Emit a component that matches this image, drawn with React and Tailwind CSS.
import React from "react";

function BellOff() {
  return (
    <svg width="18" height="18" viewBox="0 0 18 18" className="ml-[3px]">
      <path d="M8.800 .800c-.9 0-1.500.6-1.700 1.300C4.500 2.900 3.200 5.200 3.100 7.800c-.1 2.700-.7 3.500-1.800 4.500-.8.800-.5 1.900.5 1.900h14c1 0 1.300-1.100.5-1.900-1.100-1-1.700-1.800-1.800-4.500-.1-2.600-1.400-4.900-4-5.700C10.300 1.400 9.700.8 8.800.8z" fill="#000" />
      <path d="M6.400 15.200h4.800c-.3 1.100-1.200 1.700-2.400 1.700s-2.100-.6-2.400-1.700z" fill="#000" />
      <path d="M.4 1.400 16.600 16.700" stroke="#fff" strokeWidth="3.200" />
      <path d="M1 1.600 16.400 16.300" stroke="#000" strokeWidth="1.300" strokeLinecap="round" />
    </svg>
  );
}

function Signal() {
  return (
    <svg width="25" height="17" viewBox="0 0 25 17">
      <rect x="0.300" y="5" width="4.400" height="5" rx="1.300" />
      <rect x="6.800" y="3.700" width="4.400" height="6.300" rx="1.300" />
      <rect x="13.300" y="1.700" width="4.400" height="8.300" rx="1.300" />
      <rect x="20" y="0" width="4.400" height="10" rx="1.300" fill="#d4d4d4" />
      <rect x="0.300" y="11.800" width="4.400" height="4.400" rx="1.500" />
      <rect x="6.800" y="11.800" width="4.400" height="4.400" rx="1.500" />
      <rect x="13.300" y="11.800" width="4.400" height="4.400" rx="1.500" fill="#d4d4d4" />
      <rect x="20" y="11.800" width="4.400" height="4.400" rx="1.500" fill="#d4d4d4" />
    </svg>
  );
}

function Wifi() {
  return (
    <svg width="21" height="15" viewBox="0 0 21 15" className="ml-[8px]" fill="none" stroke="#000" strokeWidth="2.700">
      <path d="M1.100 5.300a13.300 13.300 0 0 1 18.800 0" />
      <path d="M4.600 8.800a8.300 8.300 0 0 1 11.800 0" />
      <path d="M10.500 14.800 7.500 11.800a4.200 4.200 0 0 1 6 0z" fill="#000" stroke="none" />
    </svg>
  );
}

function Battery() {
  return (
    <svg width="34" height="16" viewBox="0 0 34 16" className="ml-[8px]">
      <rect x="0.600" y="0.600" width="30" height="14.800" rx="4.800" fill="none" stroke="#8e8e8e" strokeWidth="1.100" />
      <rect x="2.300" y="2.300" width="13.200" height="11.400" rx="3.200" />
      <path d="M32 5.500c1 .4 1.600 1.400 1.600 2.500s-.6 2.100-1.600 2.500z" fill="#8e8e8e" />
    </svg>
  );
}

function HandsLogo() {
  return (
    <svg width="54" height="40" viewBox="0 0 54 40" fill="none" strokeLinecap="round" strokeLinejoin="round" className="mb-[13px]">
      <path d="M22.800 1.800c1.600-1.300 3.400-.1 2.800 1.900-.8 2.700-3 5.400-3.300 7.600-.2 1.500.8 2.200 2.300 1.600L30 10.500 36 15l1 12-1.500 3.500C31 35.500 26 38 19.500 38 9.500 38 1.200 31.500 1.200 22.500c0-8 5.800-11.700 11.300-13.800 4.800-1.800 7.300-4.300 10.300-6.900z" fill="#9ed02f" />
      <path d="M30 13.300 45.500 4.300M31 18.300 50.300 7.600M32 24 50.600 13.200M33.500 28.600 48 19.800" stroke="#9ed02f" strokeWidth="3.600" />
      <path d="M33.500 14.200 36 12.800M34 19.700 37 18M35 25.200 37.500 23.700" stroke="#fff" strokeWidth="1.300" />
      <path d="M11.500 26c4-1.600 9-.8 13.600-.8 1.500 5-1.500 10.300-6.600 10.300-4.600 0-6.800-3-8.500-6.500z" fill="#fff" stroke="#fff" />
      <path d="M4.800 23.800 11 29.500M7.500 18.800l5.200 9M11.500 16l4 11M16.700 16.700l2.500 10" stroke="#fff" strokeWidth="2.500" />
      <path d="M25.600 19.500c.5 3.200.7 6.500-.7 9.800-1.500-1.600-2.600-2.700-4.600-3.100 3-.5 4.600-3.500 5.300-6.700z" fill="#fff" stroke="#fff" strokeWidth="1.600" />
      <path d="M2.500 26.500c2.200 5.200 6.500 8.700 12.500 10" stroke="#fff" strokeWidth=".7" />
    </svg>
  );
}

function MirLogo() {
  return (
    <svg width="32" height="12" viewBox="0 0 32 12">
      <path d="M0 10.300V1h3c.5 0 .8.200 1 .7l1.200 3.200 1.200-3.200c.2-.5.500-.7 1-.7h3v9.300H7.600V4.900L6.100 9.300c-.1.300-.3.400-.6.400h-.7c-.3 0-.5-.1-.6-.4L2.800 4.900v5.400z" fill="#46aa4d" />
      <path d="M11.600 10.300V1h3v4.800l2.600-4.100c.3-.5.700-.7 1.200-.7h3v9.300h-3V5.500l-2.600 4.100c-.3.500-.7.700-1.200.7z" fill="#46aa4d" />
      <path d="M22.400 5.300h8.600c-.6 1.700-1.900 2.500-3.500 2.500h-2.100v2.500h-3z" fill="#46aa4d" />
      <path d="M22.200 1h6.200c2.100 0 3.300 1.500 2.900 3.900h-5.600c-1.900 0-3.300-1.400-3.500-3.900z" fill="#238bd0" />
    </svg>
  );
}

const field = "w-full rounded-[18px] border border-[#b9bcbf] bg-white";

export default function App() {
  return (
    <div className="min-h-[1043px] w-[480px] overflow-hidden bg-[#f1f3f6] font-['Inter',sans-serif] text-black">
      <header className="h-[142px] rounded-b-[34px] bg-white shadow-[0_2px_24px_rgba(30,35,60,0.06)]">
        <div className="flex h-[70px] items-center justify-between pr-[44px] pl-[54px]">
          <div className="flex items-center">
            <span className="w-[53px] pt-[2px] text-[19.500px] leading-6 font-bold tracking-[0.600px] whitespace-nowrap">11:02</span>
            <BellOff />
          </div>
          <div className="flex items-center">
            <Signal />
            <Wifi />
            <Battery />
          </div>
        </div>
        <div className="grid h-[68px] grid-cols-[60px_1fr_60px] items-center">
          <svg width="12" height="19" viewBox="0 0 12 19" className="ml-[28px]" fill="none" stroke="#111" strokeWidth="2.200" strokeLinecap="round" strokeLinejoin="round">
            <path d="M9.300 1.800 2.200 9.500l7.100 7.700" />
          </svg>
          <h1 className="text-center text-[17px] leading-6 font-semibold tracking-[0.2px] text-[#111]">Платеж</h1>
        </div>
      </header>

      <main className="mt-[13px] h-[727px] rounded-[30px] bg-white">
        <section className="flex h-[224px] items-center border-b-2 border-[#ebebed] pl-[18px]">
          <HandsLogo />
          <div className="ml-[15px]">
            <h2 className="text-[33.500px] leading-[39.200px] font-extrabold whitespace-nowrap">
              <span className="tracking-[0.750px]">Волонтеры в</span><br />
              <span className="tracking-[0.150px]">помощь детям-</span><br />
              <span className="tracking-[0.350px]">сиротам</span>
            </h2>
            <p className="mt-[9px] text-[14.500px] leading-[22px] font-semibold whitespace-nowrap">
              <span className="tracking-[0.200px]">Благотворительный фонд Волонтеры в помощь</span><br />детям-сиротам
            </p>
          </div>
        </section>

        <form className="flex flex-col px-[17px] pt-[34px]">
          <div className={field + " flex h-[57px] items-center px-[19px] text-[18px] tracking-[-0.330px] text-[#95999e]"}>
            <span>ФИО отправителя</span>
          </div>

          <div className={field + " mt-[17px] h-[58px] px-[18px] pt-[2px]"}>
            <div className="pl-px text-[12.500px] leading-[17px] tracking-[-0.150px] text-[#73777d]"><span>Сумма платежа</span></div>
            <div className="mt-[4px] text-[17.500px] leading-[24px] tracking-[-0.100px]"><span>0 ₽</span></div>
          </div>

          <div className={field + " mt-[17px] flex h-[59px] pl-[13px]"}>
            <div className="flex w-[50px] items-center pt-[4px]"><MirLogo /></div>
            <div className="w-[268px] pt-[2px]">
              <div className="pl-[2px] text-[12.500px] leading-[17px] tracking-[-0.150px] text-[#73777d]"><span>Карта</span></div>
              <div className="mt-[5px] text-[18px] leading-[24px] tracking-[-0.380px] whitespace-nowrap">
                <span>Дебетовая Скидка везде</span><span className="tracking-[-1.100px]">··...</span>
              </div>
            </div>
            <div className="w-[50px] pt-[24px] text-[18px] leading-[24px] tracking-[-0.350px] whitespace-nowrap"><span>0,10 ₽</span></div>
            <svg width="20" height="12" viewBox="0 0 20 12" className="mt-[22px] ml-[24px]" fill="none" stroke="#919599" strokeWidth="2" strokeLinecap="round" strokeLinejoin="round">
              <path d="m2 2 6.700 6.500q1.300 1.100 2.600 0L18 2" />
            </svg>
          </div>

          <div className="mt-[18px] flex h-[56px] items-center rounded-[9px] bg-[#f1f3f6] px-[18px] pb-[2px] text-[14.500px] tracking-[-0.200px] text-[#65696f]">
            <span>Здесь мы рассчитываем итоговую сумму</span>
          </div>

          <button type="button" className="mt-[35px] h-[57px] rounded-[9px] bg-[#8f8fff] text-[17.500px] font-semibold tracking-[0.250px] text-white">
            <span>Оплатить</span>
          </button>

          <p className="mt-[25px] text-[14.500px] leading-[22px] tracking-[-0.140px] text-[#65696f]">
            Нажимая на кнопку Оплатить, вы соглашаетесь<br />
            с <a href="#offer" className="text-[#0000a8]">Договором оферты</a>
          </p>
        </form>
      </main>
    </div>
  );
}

## YOUR OBJECTIVE
Extract the lines above, from the first one through the one containing "import React from", and return only those, unchanged.

## SOLUTION
Emit a component that matches this image, drawn with React and Tailwind CSS.
import React from "react";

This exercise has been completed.